AltSchool is also consolidating a smaller New York City school and announced this summer that a campus in San Francisco's Dogpatch neighborhood would close and another planned for Chicago would not open. The company now plans to focus its efforts on four "core" campuses, two each in San Francisco and New York City.
Vodicka said the closure was not primarily a financial decision, since by design, none of the lab schools are self-sustaining financially. Tuition is about $28,000 a year, but as a startup, AltSchool relies more on funding from venture capitalists to drive its work. (The company has raised millions from big names like Mark Zuckerberg and Andreessen Horowitz.) AltSchool has been spending about $40 million annually for what Vodicka described as a "research and development" phase for the schools.
There are 62 students enrolled in AltSchool Palo Alto, which serves kindergarten through eighth grade. The school emphasizes whole-child, personalized learning through individualized learning plans that can be adapted or altered according to students' needs.
For the Palo Alto school's earliest adopters — parents who were eager to embrace an innovative school for not only the benefit of their own children but potentially the education system as a whole — the closure was shocking and saddening. Parents immediately launched an online petition asking for options to keep the school open. (Fifty-two people had signed the petition as of Thursday afternoon.)
Parents said they were drawn to AltSchool's ability as a well-funded, up-and-coming company to execute on what is often hard to achieve in traditional school settings: personalization, real-world learning, strong connections between students and teachers and effective use of new technology. They chose AltSchool over local public schools and even private schools that they said didn't measure up.
Their children have blossomed within the AltSchool environment, which they said makes the closure all the more devastating.
"Kids are not a product line," said JingJing Xu, a Palo Alto resident whose daughter is in fourth grade. "For business, sometimes you shift your direction, change (your) product line. But this is ... kids you're talking about."
Xu is part of a group of parents talking with AltSchool about how they could assume operations of the school. They're conducting a feasibility study to determine what that might look like. Xu said AltSchool is very supportive of the proposal, and a majority of elementary school parents she surveyed said they would stay if given the option.
AltSchool has also hired two consultants to help Palo Alto families find new schools for next year and has researched about 20 schools in the area that offer a similar philosophy, said Communications Officer Maggie Quale.
Head of School Chris Bezsylko, whose own child attends AltSchool Palo Alto, said the closure was also a surprise for his staff. He said the parent effort to assume ownership is a testament to the fact that it's "not about the school failing" but rather "a broader decision of AltSchool as a network."
Despite the shock of the planned closure, parents said it was not out of the blue given the company's ultimate goal to proliferate its software beyond AltSchool walls.
Don MacAskill, a Mountain View resident and one of the founding families at AltSchool Palo Alto, is also the CEO of a technology company.

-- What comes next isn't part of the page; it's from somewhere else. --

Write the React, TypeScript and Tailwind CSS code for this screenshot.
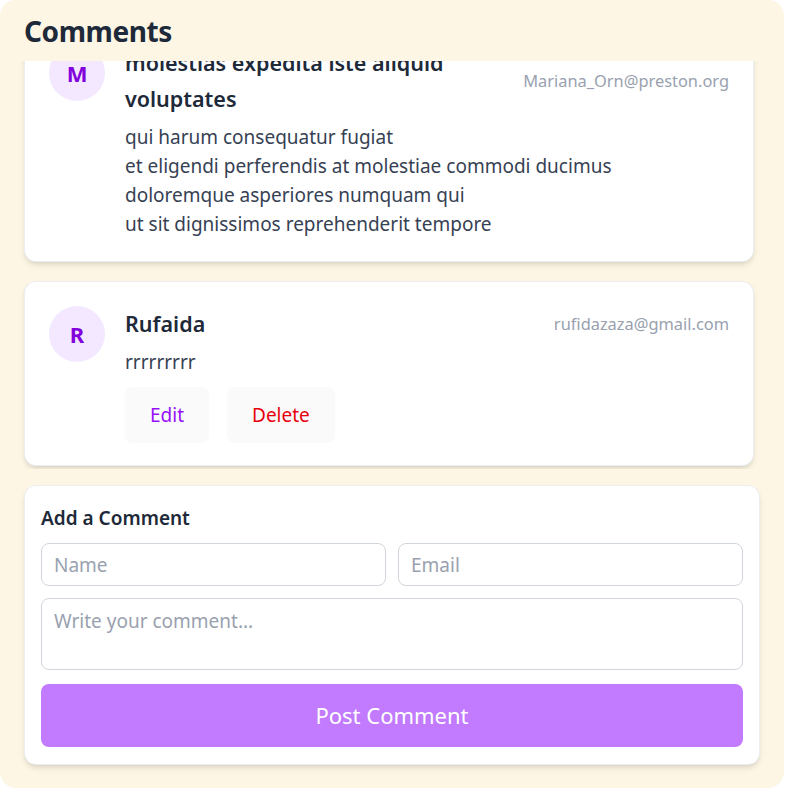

He said AltSchool's reasoning makes good sense from a business perspective.
"(There have been) many times in my career and at my current company where new data comes along and shows you that the market opportunity lies in a slightly different direction ... than where you were headed, and you have to make changes to chase that opportunity for the good of your company and the good of your business," he said Thursday.
"Obviously I'm sad that the tiny little lab school we love so much is closing, but this action seems totally in line with what their stated purpose has been all along."

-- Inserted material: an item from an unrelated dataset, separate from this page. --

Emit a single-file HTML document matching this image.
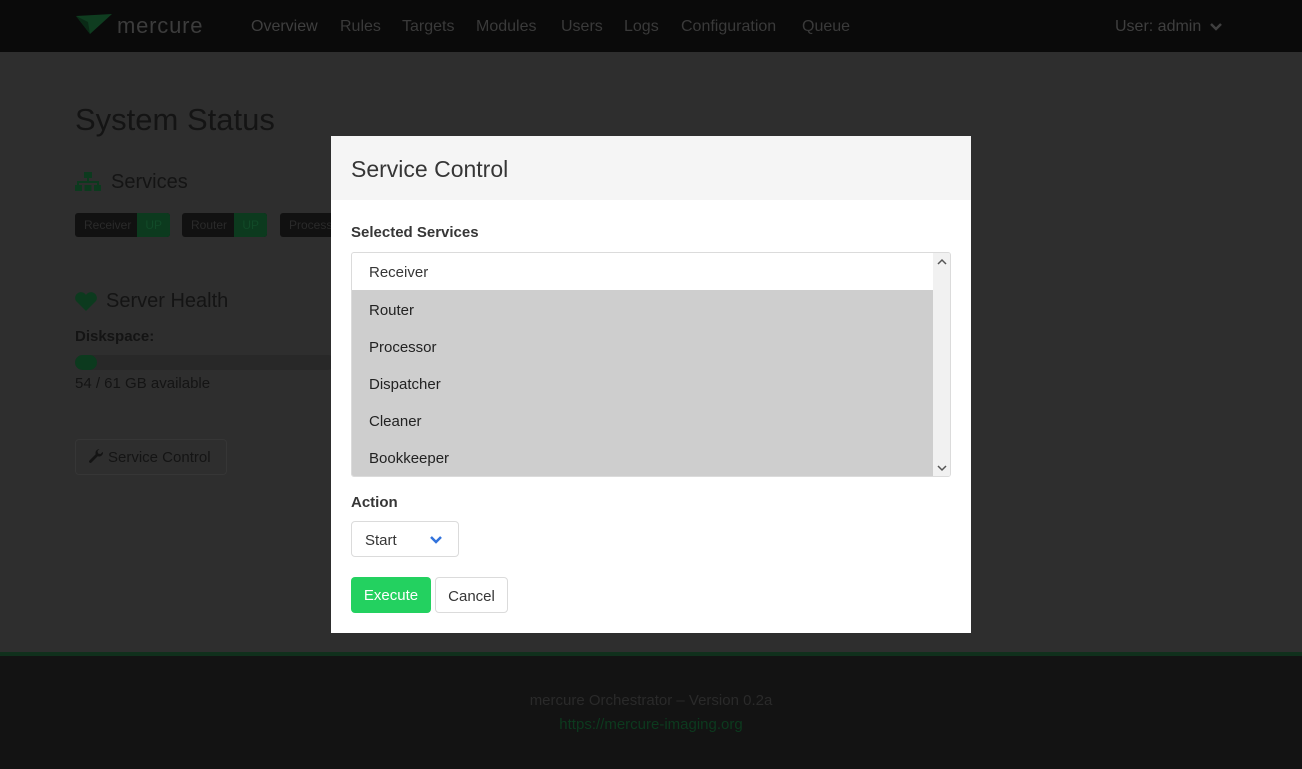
<!DOCTYPE html>
<html><head><meta charset="utf-8"><style>
*{box-sizing:border-box;margin:0;padding:0}
body{width:1302px;height:769px;overflow:hidden;font-family:"Liberation Sans",sans-serif;background:#2e2e2e;position:relative}
.a{position:absolute}
.nav{left:0;top:0;width:1302px;height:52px;background:#0a0a0a}
.nav span{position:absolute;top:18px;font-size:16px;color:#3a3a3a}
.dim{color:#141414}
.tag{position:absolute;top:213px;height:24px;border-radius:3px;background:#111;font-size:12px;color:#2a2a2a;line-height:24px;overflow:hidden}
.tag i{font-style:normal;display:inline-block;background:#0c3a1e;padding:0 8px;color:#114a28}
.modal{left:331px;top:136px;width:640px;height:497px;background:#fff}
.mh{height:64px;background:#f5f5f5;font-size:23px;color:#363636;padding:20px 20px}
.lbl{font-weight:bold;font-size:15px;color:#363636}
.opt{position:absolute;left:17px;font-size:15px;color:#222}
</style></head><body>
<div class="a nav">
<svg class="a" style="left:76px;top:14px" width="38" height="22" viewBox="0 0 38 22"><path d="M0 2 L36 0 L14 20 Z" fill="#0f3d20"/><path d="M0 2 L14 20 L12 8 Z" fill="#0a2a16"/></svg>
<span style="left:117px;top:13px;font-size:22px;color:#3c3c3c;letter-spacing:0.8px">mercure</span>
<span style="left:251px;color:#3f3f3f">Overview</span><span style="left:340px">Rules</span><span style="left:402px">Targets</span><span style="left:476px">Modules</span><span style="left:561px">Users</span><span style="left:624px">Logs</span><span style="left:681px">Configuration</span><span style="left:802px">Queue</span>
<span style="left:1115px;color:#3f3f3f">User: admin</span>
<svg class="a" style="left:1209px;top:22px" width="14" height="10"><path d="M2 2l5 5 5-5" stroke="#3f3f3f" stroke-width="2.5" fill="none"/></svg>
</div>
<div class="a dim" style="left:75px;top:102px;font-size:31px">System Status</div>
<svg class="a" style="left:75px;top:172px" width="26" height="20"><rect x="9" y="0" width="8" height="6" fill="#0c3a1e"/><rect x="0" y="13" width="7" height="6" fill="#0c3a1e"/><rect x="9.5" y="13" width="7" height="6" fill="#0c3a1e"/><rect x="19" y="13" width="7" height="6" fill="#0c3a1e"/><path d="M13 6v4M3 13v-3h20v3" stroke="#0c3a1e" stroke-width="2" fill="none"/></svg>
<div class="a dim" style="left:111px;top:171px;font-size:20px">Services</div>
<div class="tag" style="left:75px;width:95px;padding-left:9px">Receiver <i style="position:absolute;right:0;top:0">UP</i></div>
<div class="tag" style="left:182px;width:85px;padding-left:9px">Router <i style="position:absolute;right:0;top:0">UP</i></div>
<div class="tag" style="left:280px;width:60px;padding-left:9px">Processor</div>
<svg class="a" style="left:75px;top:292px" width="22" height="19" viewBox="0 0 22 19"><path d="M11 19 L1 9 A5 5 0 0 1 11 3 A5 5 0 0 1 21 9 Z" fill="#0c3a1e"/></svg>
<div class="a dim" style="left:106px;top:290px;font-size:20px">Server Health</div>
<div class="a dim" style="left:75px;top:328px;font-size:15px;font-weight:bold">Diskspace:</div>
<div class="a" style="left:75px;top:355px;width:260px;height:15px;border-radius:8px;background:#282828;overflow:hidden"><div style="width:22px;height:15px;background:#0c3a1e;border-radius:8px"></div></div>
<div class="a dim" style="left:75px;top:375px;font-size:15px">54 / 61 GB available</div>
<div class="a" style="left:75px;top:439px;width:152px;height:36px;border:1px solid #363636;border-radius:4px;color:#141414;font-size:15px;padding:9px 0 0 32px">Service Control</div>
<svg class="a" style="left:88px;top:448px" width="16" height="16" viewBox="0 0 16 16"><path d="M15 4.5a4 4 0 0 1-5.3 3.8L3.5 14.5a1.4 1.4 0 0 1-2-2l6.2-6.2A4 4 0 0 1 11.5 1l-2 2 .5 2.5 2.5.5 2-2z" fill="#141414"/></svg>
<div class="a" style="left:0;top:652px;width:1302px;height:117px;background:#131313;border-top:4px solid #10301c"></div>
<div class="a" style="left:0;top:692px;width:1302px;text-align:center;font-size:15px;color:#2a2a2a">mercure Orchestrator &ndash; Version 0.2a</div>
<div class="a" style="left:0;top:716px;width:1302px;text-align:center;font-size:15px;color:#0c3a1e">https://mercure-imaging.org</div>

<div class="a modal">
<div class="mh">Service Control</div>
<div class="a lbl" style="left:20px;top:88px">Selected Services</div>
<div class="a" style="left:20px;top:116px;width:600px;height:225px;border:1px solid #dbdbdb;border-radius:3px;overflow:hidden">
<div class="a" style="left:0;top:37px;width:581px;height:187px;background:#cecece"></div>
<div class="a" style="left:581px;top:0;width:18px;height:225px;background:#f1f1f1"></div>
<svg class="a" style="left:585px;top:5px" width="10" height="8"><path d="M1 6l4-4 4 4" stroke="#555" stroke-width="1.5" fill="none"/></svg>
<svg class="a" style="left:585px;top:211px" width="10" height="8"><path d="M1 2l4 4 4-4" stroke="#555" stroke-width="1.5" fill="none"/></svg>
<div class="opt" style="top:11px;color:#363636">Receiver</div>
<div class="opt" style="top:49px">Router</div>
<div class="opt" style="top:86px">Processor</div>
<div class="opt" style="top:123px">Dispatcher</div>
<div class="opt" style="top:160px">Cleaner</div>
<div class="opt" style="top:197px">Bookkeeper</div>
</div>
<div class="a lbl" style="left:20px;top:358px">Action</div>
<div class="a" style="left:20px;top:385px;width:108px;height:36px;border:1px solid #dbdbdb;border-radius:4px;font-size:15px;color:#363636;padding:10px 0 0 13px">Start
<svg class="a" style="left:77px;top:13px" width="14" height="10"><path d="M2 2l5 5 5-5" stroke="#3273dc" stroke-width="2.5" fill="none"/></svg></div>
<div class="a" style="left:20px;top:441px;width:80px;height:36px;background:#23d160;border-radius:4px;color:#fff;font-size:15px;text-align:center;line-height:38px">Execute</div>
<div class="a" style="left:104px;top:441px;width:73px;height:36px;border:1px solid #dbdbdb;border-radius:4px;color:#363636;font-size:15px;text-align:center;line-height:37px">Cancel</div>
</div>
</body></html>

MacAskill said he made a "calculated risk" when he enrolled his three children at AltSchool — one that has paid off in dividends in the last two years. But the risk of staying to be part of a parent-run school is not one he's willing to make. (Even with AltSchool's financial backing and experience opening other schools, the first two years in Palo Alto were "bumpy," he said.)
AltSchool's next phase will focus on spreading its software to other schools, including public school districts. The software is currently used in three independent schools and one California school district, which the company declined to identify.
Vodicka described the platform as an operating system that brings all of a school's tools and resources under one roof. Teachers, for example, can use it for planning, assignments, assessments, goal-setting and monitoring both qualitative and quantitative information about students.
"What we hope to achieve through this next phase ... (is) having over time more and more schools take some of the things that seem to be best serving students and making that part of the norm instead of the exception," Vodicka said.
AltSchool parents are now looking ahead to where their children will go to school next fall. MacAskill is exploring private schools in the area. Kacher, whose daughter came to AltSchool this fall from Duveneck Elementary School in Palo Alto, said her daughter will return to the public school if the parents can't find a way to continue AltSchool.
Xu said although parents are "shocked and mad," she credits Ventilla with taking a risk that has paid off for many families in search of a new kind of education in Palo Alto.
"We've been teaching our kids to be risk takers. He took a risk and didn't succeed, but because of him, that's why we have this community," she said. "He made a decision he had to make for his business."